Книга Воспоминания уцелевшего из арьергарда Великой армии, страница 24. Автор книги Раймон де Монтескье-Фезенсак

Разделитель для чтения книг в онлайн библиотеке

Онлайн книга «Воспоминания уцелевшего из арьергарда Великой армии»

Cтраница 24

Я же говорил, что поредевшие полки 3-го корпуса шли под охраной Императорской Гвардии. Утром после отъезда Наполеона король Неаполя пожелал присоединить их к арьергарду, но командовавший нами генерал Ледрю, по-прежнему продолжал наш марш.

Дивизия генерала Луазона, состоявшая из 10 000 человек и двух неаполитанских полков прибыла из Вильно, чтобы занять позицию у Ошмян и защищать отступление армии. После двух дней бивуачной жизни и без единого выстрела, мороз сократил их силы почти так же, как и наши. Дезорганизация и климат полностью разрушили всю армию, ее остатки поспешили в Вильно, надеясь найти там убежище.

Подробно описывать каждый день того марша нет потребности —   нас постоянно преследовали одни и те же несчастья. Суровый мороз, который, казалось, старался как можно более усложнить нам переход Березины и Днепра, вновь усилился. Сперва термометр опустился до 15° и 18°, а затем до 20° и 25° мороза по Реомюру.

Жуткий мороз стремился окончательно доконать и без того полумертвых от голода и усталости солдат. Я не берусь рисовать сцены, которые мы видели теперь ежедневно, но пусть читатель представит себе бескрайние равнины, покрытые снегом и бесконечными сосновыми лесами, и на фоне этого меланхолического пейзажа —   бесчисленные колонны растерянных и безоружных солдат, идущих, спотыкаясь на каждом шагу, и падающих рядом с трупами лошадей и своих товарищей. На их лицах отчаяние, запавшие глаза, лица черные от грязи и дыма. Их ноги обмотаны овечьими шкурами и тряпьем —   такова их обувь. Их головы обвернуты тряпками, на плечах —   чепраки, женские юбки, или полуобгоревшие меха. Если кто-то падает, товарищи его снимают с него это рубище и сами облачаются в него. Каждый бивуак утром был похож на поле битвы —   мы просыпались окруженные мертвыми. Один из офицеров русского авангарда, видевший все эти ужасы, которые стремительность нашего бегства мешала нам рассматривать более подробно, оставил нам небольшой очерк, к которому практически нечего добавить.

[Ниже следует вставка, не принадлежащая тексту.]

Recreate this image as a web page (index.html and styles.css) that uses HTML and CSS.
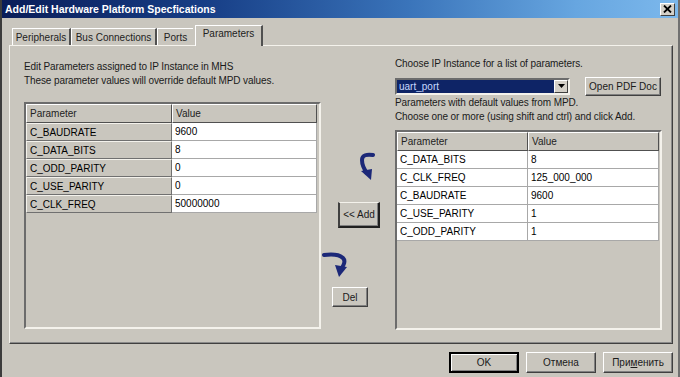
FILE: index.html
```html
<!DOCTYPE html>
<html>
    <head>
        <title>Add/Edit Hardware Platform Specfications</title>
        <link rel="stylesheet" href="styles.css">
    </head>
    <body>
        <div class="window">

            <div class="titlebar">
                <span class="title">Add/Edit Hardware Platform Specfications</span>
                <span class="close">
                    <svg width="9" height="8" viewBox="0 0 9 8"><path d="M1 0.5 L8 7.5 M8 0.5 L1 7.5" stroke="#000" stroke-width="1.8"/></svg>
                </span>
            </div>

            <div class="tabs">
                <span class="tab tab-periph">Peripherals</span>
                <span class="tab tab-bus">Bus Connections</span>
                <span class="tab tab-ports">Ports</span>
                <span class="tab tab-active">Parameters</span>
            </div>

            <div class="panel">

                <div class="col-left">
                    <p class="note">Edit Parameters assigned to IP Instance in MHS</p>
                    <p class="note">These parameter values will override default MPD values.</p>
                    <div class="frame frame-left">
                        <table class="grid">
                            <colgroup><col class="c-name-l"><col class="c-val-l"></colgroup>
                            <tr><th>Parameter</th><th>Value</th></tr>
                            <tr><td class="name">C_BAUDRATE</td><td class="val">9600</td></tr>
                            <tr><td class="name">C_DATA_BITS</td><td class="val">8</td></tr>
                            <tr><td class="name">C_ODD_PARITY</td><td class="val">0</td></tr>
                            <tr><td class="name">C_USE_PARITY</td><td class="val">0</td></tr>
                            <tr><td class="name">C_CLK_FREQ</td><td class="val">50000000</td></tr>
                        </table>
                    </div>
                </div>

                <div class="col-mid">
                    <!-- arrow into the left list -->
                    <svg class="arrow-add" width="18" height="30" viewBox="0 0 18 30">
                        <path d="M16 3 C10 2 5 3 5 8 C5 13 7 17 10 21" fill="none" stroke="#1c2878" stroke-width="4" stroke-linecap="round"/>
                        <path d="M4 19 L15 17 L14 28 Z" fill="#1c2878"/>
                    </svg>
                    <button class="btn btn-add">&lt;&lt; Add</button>
                    <svg class="arrow-del" width="28" height="27" viewBox="0 0 28 27">
                        <path d="M2 4 C10 3 18 4 21 7 C24 10 22 14 19 18" fill="none" stroke="#1c2878" stroke-width="4" stroke-linecap="round"/>
                        <path d="M13 14 L25 16 L17 26 Z" fill="#1c2878"/>
                    </svg>
                    <button class="btn btn-del">Del</button>
                </div>

                <div class="col-right">
                    <p class="note">Choose IP Instance for a list of parameters.</p>
                    <div class="combo-row">
                        <div class="combo">
                            <span class="combo-text">uart_port</span>
                            <span class="combo-drop">
                                <svg width="7" height="4" viewBox="0 0 7 4"><path d="M0 0 H7 L3.5 4 Z" fill="#000"/></svg>
                            </span>
                        </div>
                        <button class="btn btn-pdf">Open PDF Doc</button>
                    </div>
                    <p class="note">Parameters with default values from MPD.</p>
                    <p class="note">Choose one or more (using shift and ctrl) and click Add.</p>
                    <div class="frame frame-right">
                        <table class="grid">
                            <colgroup><col class="c-name-r"><col class="c-val-r"></colgroup>
                            <tr><th>Parameter</th><th>Value</th></tr>
                            <tr><td class="val">C_DATA_BITS</td><td class="val">8</td></tr>
                            <tr><td class="val">C_CLK_FREQ</td><td class="val">125_000_000</td></tr>
                            <tr><td class="val">C_BAUDRATE</td><td class="val">9600</td></tr>
                            <tr><td class="val">C_USE_PARITY</td><td class="val">1</td></tr>
                            <tr><td class="val">C_ODD_PARITY</td><td class="val">1</td></tr>
                        </table>
                    </div>
                </div>

            </div>

            <div class="footer">
                <button class="btn btn-ok">OK</button>
                <button class="btn btn-cancel">Отмена</button>
                <button class="btn btn-apply">При<u>м</u>енить</button>
            </div>

        </div>
    </body>
</html>
```

FILE: styles.css
```css
body {
    margin: 0;
    background-color: #c9c6be;
    font-family: "Liberation Sans", Arial, sans-serif;
    font-size: 10px;
    color: #000;
}

.window {
    width: 680px;
    height: 377px;
    box-sizing: border-box;
    border-left: 2px solid #3c3c3c;
    border-right: 2px solid #707070;
    overflow: hidden;
}

/* Title bar */
.titlebar {
    height: 18px;
    display: flex;
    align-items: center;
    justify-content: space-between;
    padding: 0 3px 0 3px;
    background: linear-gradient(90deg, #0a1d58 0%, #173e86 30%, #3a74ba 60%, #67a6e0 85%, #7cb8ec 100%);
}

.title {
    color: #fff;
    font-weight: bold;
    font-size: 10.5px;
}

.close {
    width: 15px;
    height: 13px;
    box-sizing: border-box;
    background-color: #d4d0c8;
    border: 1px solid;
    border-color: #fff #404040 #404040 #fff;
    display: flex;
    align-items: center;
    justify-content: center;
}

/* Tabs */
.tabs {
    display: flex;
    align-items: flex-end;
    height: 27px;
    padding-left: 10px;
}

.tab {
    height: 17px;
    box-sizing: border-box;
    border-top: 1px solid #fff;
    border-left: 1px solid #fff;
    border-right: 2px solid #505050;
    display: flex;
    align-items: center;
    justify-content: center;
    color: #222;
}

.tab-periph { width: 59px; }
.tab-bus { width: 86px; }
.tab-ports { width: 36px; border-right: none; }

.tab-active {
    width: 68px;
    height: 21px;
    margin-left: 2px;
    margin-bottom: -1px;
    background-color: #c9c6be;
    padding-bottom: 5px;
}

/* Tab page */
.panel {
    margin-left: 7px;
    width: 664px;
    height: 299px;
    box-sizing: border-box;
    border: 1px solid;
    border-color: #f4f2ec #404040 #404040 #f4f2ec;
    box-shadow: inset -1px -1px #8a8a8a;
    display: flex;
    padding-left: 14px;
}

.note {
    margin: 0;
    height: 14px;
    line-height: 14px;
    white-space: nowrap;
    letter-spacing: -0.1px;
    color: #1a1a1a;
}

.col-left {
    width: 297px;
    padding-top: 14px;
}

.col-mid {
    width: 74px;
    display: flex;
    flex-direction: column;
    align-items: flex-start;
}

.col-right {
    width: 267px;
    padding-top: 11px;
}

/* Sunken list frames */
.frame {
    box-sizing: border-box;
    border: 2px solid;
    border-color: #6c6c6c #f4f2ec #f4f2ec #6c6c6c;
    background-color: #c9c6be;
}

.frame-left {
    margin-top: 14px;
    height: 227px;
}

.frame-right {
    margin-top: 6px;
    height: 200px;
}

.grid {
    border-collapse: separate;
    border-spacing: 0;
    table-layout: fixed;
}

.c-name-l { width: 146px; }
.c-val-l { width: 145px; }
.c-name-r { width: 131px; }
.c-val-r { width: 131px; }

.grid th {
    height: 19px;
    box-sizing: border-box;
    text-align: left;
    font-weight: normal;
    padding: 0 0 0 3px;
    border-top: 1px solid #fff;
    border-left: 1px solid #fff;
    border-right: 1px solid #505050;
    border-bottom: 1px solid #505050;
    color: #222;
}

.grid td {
    height: 18px;
    box-sizing: border-box;
    padding: 0 0 0 3px;
    border-right: 1px solid #a8a8a8;
    border-bottom: 1px solid #a8a8a8;
    white-space: nowrap;
}

.grid td.name {
    background-color: #c9c6be;
    border-top: 1px solid #f4f2ec;
    border-left: 1px solid #f4f2ec;
    border-right: 1px solid #707070;
    border-bottom: 1px solid #707070;
}

.grid td.val {
    background-color: #fff;
}

/* Buttons */
.btn {
    box-sizing: border-box;
    background-color: #c9c6be;
    border: 1px solid;
    border-color: #fff #404040 #404040 #fff;
    box-shadow: inset -1px -1px #808080;
    font-family: "Liberation Sans", Arial, sans-serif;
    font-size: 10px;
    color: #1a1a1a;
    padding: 0;
}

.btn-add {
    width: 42px;
    height: 26px;
    margin-left: 17px;
    margin-top: 20px;
    border-color: #f4f2ec #202020 #202020 #404040;
    border-width: 1px 2px 2px 2px;
}

.btn-del {
    width: 36px;
    height: 20px;
    margin-left: 11px;
    margin-top: 9px;
}

.arrow-add {
    margin-left: 36px;
    margin-top: 106px;
}

.arrow-del {
    margin-left: 1px;
    margin-top: 23px;
}

/* Instance chooser */
.combo-row {
    display: flex;
    align-items: center;
    margin-top: 5px;
    height: 20px;
}

.combo {
    width: 175px;
    height: 17px;
    box-sizing: border-box;
    border: 2px solid;
    border-color: #6c6c6c #f4f2ec #f4f2ec #6c6c6c;
    background-color: #fff;
    display: flex;
}

.combo-text {
    flex: 1;
    background-color: #0e2466;
    color: #c8d8ff;
    padding-left: 2px;
    line-height: 13px;
}

.combo-drop {
    width: 14px;
    box-sizing: border-box;
    background-color: #d4d0c8;
    border: 1px solid;
    border-color: #fff #404040 #404040 #fff;
    display: flex;
    align-items: center;
    justify-content: center;
}

.btn-pdf {
    width: 76px;
    height: 19px;
    margin-left: 15px;
}

/* Dialog buttons */
.footer {
    display: flex;
    justify-content: flex-end;
    gap: 7px;
    padding-right: 5px;
    margin-top: 8px;
}

.footer .btn {
    width: 70px;
    height: 21px;
}

.btn-ok {
    border-width: 2px;
    border-color: #000;
    box-shadow: inset 1px 1px #fff, inset -1px -1px #808080;
}
```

«Дорога, по которой мы шли, — пишет он, — сплошь покрыта пленниками, на которых мы не обращали внимания, и которые невыносимо страдали. Они брели машинально, они босы, ноги их обморожены. Некоторые из них потеряли дар речи, другие впали в глубокую апатию и, согнувшись, не обращая на нас никакого внимания, готовили себе еду, отрезая куски от валявшихся трупов. Те, кто ослабел так, что не мог найти себе еду, останавливались у первого попавшегося им на пути бивуака. Потом, прижавшись друг к другу —   едва чувствуя слабое тепло, несколько продлевавшее их существование —   умирали с последними искрами догорающих угольков. Дома и амбары, поджигаемые этими несчастными, окружены трупами тех, кто подошел слишком близко к огню, и не смог вовремя убежать —   таким образом, они сами убивали себя. А еще вы могли увидеть таких, которые с безумным смехом бросались в бушующее пламя, которое тотчас поглощало их и прекращало их страдания» [75].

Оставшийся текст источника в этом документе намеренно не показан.